Crowd with Signs at Courthouse
You’re biased, I’m biased. So what are we judges going to do about it?

By Hon. James M. Redwine

A syllogism: All sentient humans have learned, implicit biases, all judges are sentient human beings, ergo, all judges have implicit biases. The issue is not whether judges are biased. The issue is how judges can guard the people affected by the judge from her/his particular biases.

Bias is a learned characteristic. Churches, mosques, synagogues, schools, news media, entertainment, sports organizations, hobbies, political parties, legal institutions, families and friends are just some of the many teachers. I discovered some of my own predilections as a law student at Indiana University School of Law in Bloomington. In the entire student body there was one African-American male. There were three white females, fewer than five Jews, no Arabs and one Asian (what we then called “Oriental”) male. In 1968-1970 that mix seemed fine to me. Most students looked and sounded like me. Those who did not, did not raise any issue about it, nor did I.

As a practicing attorney for 10 years I never appeared in front of a female, black or Asian trial judge. I did appear in front of one Jewish trial judge a few times; it was OK.

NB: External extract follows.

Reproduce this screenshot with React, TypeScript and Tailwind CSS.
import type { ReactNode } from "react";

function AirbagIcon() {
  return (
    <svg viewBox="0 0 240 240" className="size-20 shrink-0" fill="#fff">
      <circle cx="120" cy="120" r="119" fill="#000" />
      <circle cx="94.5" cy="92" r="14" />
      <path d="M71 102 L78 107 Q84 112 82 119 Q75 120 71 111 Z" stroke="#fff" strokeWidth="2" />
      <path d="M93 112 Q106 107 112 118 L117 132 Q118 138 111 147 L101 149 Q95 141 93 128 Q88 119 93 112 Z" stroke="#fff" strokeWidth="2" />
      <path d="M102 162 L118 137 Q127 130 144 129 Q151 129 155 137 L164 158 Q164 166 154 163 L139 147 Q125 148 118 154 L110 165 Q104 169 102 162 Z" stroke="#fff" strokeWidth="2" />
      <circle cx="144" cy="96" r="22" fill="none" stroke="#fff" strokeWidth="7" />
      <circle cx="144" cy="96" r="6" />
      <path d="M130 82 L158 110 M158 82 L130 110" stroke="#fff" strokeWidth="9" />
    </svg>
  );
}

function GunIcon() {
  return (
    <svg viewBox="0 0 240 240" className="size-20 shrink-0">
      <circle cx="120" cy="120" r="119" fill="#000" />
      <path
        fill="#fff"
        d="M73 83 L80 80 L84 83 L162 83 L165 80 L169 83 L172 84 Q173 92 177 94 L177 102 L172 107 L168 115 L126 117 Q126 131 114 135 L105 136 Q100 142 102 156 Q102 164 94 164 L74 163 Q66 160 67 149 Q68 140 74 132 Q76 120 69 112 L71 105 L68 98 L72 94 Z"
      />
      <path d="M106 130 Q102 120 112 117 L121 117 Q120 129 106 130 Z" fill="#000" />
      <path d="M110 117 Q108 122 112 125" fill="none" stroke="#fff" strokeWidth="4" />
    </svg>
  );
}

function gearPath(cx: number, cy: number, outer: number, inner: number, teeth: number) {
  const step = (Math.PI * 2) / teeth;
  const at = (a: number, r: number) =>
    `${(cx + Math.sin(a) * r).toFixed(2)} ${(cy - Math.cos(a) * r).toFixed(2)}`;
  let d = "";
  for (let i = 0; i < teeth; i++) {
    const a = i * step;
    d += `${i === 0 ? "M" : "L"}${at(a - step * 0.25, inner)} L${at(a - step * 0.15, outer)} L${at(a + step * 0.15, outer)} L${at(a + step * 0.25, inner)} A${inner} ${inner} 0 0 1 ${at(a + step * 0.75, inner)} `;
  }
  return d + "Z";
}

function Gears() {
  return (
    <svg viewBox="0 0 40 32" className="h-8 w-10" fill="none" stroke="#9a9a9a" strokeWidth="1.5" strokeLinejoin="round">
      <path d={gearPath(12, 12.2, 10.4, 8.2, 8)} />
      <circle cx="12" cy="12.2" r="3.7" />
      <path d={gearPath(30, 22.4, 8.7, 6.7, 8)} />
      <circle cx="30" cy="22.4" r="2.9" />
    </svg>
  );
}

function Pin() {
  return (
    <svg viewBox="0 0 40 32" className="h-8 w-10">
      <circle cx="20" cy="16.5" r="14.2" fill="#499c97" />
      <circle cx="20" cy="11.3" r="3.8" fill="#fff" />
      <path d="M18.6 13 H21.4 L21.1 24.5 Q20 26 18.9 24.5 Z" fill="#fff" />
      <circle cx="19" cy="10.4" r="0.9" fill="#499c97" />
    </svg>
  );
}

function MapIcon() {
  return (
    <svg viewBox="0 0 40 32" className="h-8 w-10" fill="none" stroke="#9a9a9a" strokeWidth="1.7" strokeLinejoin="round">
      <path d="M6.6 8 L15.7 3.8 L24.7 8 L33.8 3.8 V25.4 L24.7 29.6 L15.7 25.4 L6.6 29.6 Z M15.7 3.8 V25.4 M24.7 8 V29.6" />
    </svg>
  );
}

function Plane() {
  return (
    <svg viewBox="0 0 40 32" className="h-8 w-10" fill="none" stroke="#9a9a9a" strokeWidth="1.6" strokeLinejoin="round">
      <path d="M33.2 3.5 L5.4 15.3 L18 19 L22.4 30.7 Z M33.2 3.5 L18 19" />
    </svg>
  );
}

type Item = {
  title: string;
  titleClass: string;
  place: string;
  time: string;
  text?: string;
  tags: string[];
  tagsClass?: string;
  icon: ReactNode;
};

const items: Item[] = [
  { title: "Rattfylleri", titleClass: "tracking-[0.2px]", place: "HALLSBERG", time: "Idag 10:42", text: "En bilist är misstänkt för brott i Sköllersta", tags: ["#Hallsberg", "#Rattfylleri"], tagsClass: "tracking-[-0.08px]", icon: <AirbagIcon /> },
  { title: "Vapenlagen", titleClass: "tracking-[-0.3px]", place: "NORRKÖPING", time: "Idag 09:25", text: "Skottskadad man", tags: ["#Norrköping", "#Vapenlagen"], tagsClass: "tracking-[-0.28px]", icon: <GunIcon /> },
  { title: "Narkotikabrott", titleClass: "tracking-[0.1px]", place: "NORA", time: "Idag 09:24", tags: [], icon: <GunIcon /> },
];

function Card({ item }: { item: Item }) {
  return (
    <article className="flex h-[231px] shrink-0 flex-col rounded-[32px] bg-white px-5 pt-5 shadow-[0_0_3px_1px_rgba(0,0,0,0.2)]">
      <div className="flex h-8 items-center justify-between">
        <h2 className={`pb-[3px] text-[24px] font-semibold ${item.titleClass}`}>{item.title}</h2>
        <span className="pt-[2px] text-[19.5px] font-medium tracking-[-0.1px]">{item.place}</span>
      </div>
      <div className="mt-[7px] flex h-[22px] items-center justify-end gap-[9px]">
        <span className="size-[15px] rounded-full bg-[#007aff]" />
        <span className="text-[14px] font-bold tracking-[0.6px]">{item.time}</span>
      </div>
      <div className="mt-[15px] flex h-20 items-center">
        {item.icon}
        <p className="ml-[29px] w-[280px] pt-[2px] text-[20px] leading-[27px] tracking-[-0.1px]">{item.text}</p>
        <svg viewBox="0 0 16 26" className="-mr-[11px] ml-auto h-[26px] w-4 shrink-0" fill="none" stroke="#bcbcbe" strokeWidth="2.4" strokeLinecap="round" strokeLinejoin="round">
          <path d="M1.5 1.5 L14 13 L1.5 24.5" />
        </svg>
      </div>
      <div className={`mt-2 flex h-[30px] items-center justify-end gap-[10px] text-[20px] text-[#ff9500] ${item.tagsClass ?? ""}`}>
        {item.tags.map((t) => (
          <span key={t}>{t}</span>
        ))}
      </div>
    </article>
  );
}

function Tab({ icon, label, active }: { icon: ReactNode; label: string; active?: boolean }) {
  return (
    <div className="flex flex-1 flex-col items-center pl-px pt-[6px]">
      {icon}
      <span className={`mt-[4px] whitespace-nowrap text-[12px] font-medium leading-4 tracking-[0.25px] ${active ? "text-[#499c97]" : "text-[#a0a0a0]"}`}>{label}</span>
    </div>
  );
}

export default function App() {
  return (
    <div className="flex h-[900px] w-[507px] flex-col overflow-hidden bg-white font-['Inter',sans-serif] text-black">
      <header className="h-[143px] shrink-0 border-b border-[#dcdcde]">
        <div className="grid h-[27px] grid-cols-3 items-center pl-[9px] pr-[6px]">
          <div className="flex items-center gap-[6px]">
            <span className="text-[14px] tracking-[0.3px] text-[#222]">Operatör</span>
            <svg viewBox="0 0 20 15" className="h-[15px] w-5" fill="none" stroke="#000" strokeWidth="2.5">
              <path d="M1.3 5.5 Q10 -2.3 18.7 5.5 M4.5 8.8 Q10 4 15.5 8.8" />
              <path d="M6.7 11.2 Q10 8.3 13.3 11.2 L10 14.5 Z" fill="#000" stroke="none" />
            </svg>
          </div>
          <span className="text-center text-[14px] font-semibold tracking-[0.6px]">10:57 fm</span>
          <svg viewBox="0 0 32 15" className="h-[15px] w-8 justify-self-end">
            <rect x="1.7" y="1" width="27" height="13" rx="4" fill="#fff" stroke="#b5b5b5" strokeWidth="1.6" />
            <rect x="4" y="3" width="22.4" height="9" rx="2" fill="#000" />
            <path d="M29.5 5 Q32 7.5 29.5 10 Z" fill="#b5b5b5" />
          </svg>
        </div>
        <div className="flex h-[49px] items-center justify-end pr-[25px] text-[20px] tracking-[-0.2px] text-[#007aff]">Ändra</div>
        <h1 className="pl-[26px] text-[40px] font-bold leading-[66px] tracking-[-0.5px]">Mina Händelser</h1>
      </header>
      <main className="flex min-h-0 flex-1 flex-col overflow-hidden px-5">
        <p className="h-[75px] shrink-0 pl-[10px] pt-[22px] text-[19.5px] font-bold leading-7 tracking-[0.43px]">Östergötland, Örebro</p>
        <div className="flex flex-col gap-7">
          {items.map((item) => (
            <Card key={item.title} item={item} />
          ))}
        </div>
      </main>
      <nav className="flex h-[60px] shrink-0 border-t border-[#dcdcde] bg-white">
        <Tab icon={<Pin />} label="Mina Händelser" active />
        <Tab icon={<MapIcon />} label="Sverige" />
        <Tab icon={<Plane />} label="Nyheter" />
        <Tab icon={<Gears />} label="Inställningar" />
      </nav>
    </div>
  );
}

I realize the demographics of law schools and trial courts have changed greatly in 50 years. My concern is the learned biases may have survived the new order, at least in the general behavior of the judiciary. Or, if some implicit biases have withered in the face of changing faces, have those prejudices morphed into others?

When faced with trying a case with a black protagonist or antagonist, I sometimes remind myself of a case I prosecuted in 1974. The defendant was a black, dreadlock-wearing frequent flyer whom I had prosecuted for two prior felonies. His experienced white attorney pleaded for the defendant to not take the stand in front of the white judge and white jury and subject himself to my fiery cross-examination and the exposure of his unappealing rap sheet. However, the defendant loudly professed his innocence, of at least the crime in question, and demanded to tell his story. I was salivating.

George Willie, the defendant, took the stand, looked each juror in the eye, and said, “I may be a criminal, but I did not break into that building and steal that television.” Then he turned to me and said, “Redwine, why is you always after me? We should be on the same side—the white man stole your land!”

Well, the jury agreed with George Willie, and I learned a lesson about my own implicit bias and George Willie’s. I just hope I never forget to apply this knowledge when I am judging others. I must acknowledge my implicit biases, bring them up in my analysis, and then prevent them from affecting my judicial behavior and judgments. Of course, knowing that a problem exists and understanding that it should be addressed do not guarantee a sentient judge will apply lessons learned to learned biases.

George Willie’s bias, as represented in his assumption that I was a Native American and therefore must be prejudiced against the white power structure, was a revelation to me. I was born on the Osage Nation in Oklahoma, where Indians were an assimilated part of the power structure. My friends were Indian and white, but to me they were just friends. Until George Willie’s bias placed me in a minority, I had never experienced the sense of being different or less than the majority. Thanks, George Willie. It was instructive that where I saw no difference in whites and Indians, I had learned in the segregated culture of Oklahoma in the 1940s, ’50s, ’60s and ’70s to make negative judgments about African Americans.

The following is another example—there could be many—of my own implicit biases.

I served in a case in which a 12-year-old African-American girl claimed she was raped by five teenage African-American males. My instincts led me to believe her in that case of sexual misconduct because she was, first of all, female and, secondly, young. But I regret to admit, because the defendants were young, black males, that I found myself almost apoplectically unable to fairly judge the young men who had been waived to adult court and faced many years in prison.

Fortunately, the local black community was not subject to my particular biases. Several black witnesses stepped up and established that the girl was more a juvenile Jezebel than an ingenue. As the evidence developed, I realized I could have easily allowed my prejudices to help create several grave miscarriages of justice. Fortunately, the jury saw things more objectively.

As a judge I endeavor to remember the all-white church where I spent my first 18 years, the mostly white law school where I studied precedent while failing to recognize prejudice, and the practice of law in which what I thought was open-mindedness was nearer to myopia. Today when judging, I strive each day to unlearn those lessons.